La Patrulla chiflada is a 1952 Argentine adventure comedy film of the classical era of Argentine cinema that is set in Africa, directed by Carlos Rinaldi and featuring the Los Cinco Grandes del Buen Humor (Five Greats of Good Humor) group of comic actors. It stars Rafael Carret, Jorge Luz, Zelmar Gueñol, Guillermo Rico and Juan Carlos Cambón.

==Plot==
The film begins with the Five aboard a ship sailing to Africa.
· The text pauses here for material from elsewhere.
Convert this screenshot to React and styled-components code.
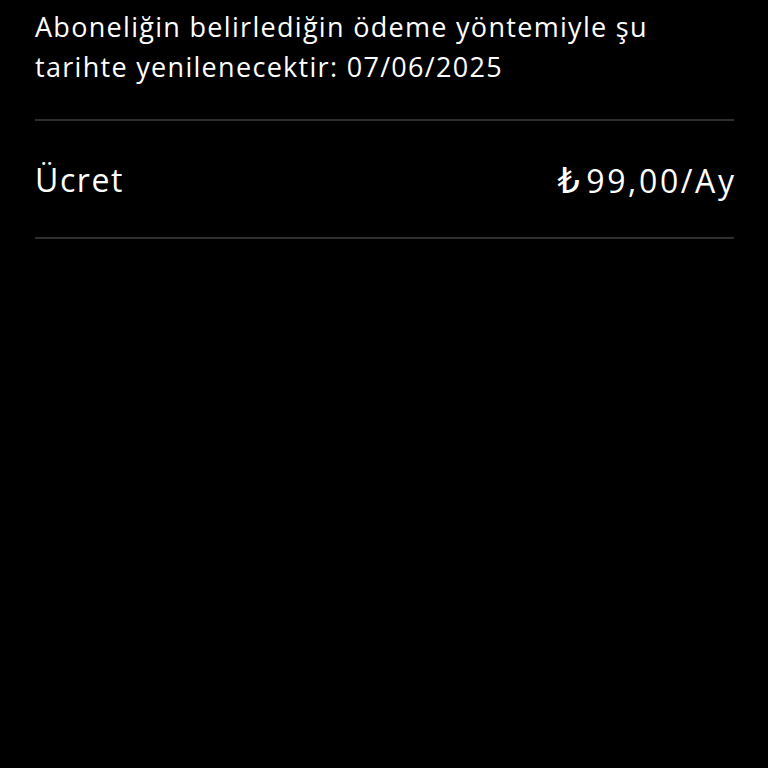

The group later cross the desert on camel and the jungle and stay in a palace.

==Cast==
- Rafael Carret
- Guillermo Rico
- Jorge Luz
- Zelmar Gueñol
- Juan Carlos Cambón
- Susana Campos
- José Comellas
- Julián Bourges
- María Esther Corán
- Irma Gabriel
- Cristina Berys
- Edith Boado
- Antonio Provitilo

==Reception==
Raúl Manrupe and María Alejandra Portela in their book Un diccionario de films argentinos (1930-1995) opined that La patrulla chiflada was one of the best films of the group, "well directed and contained by Rinaldi, with good gags".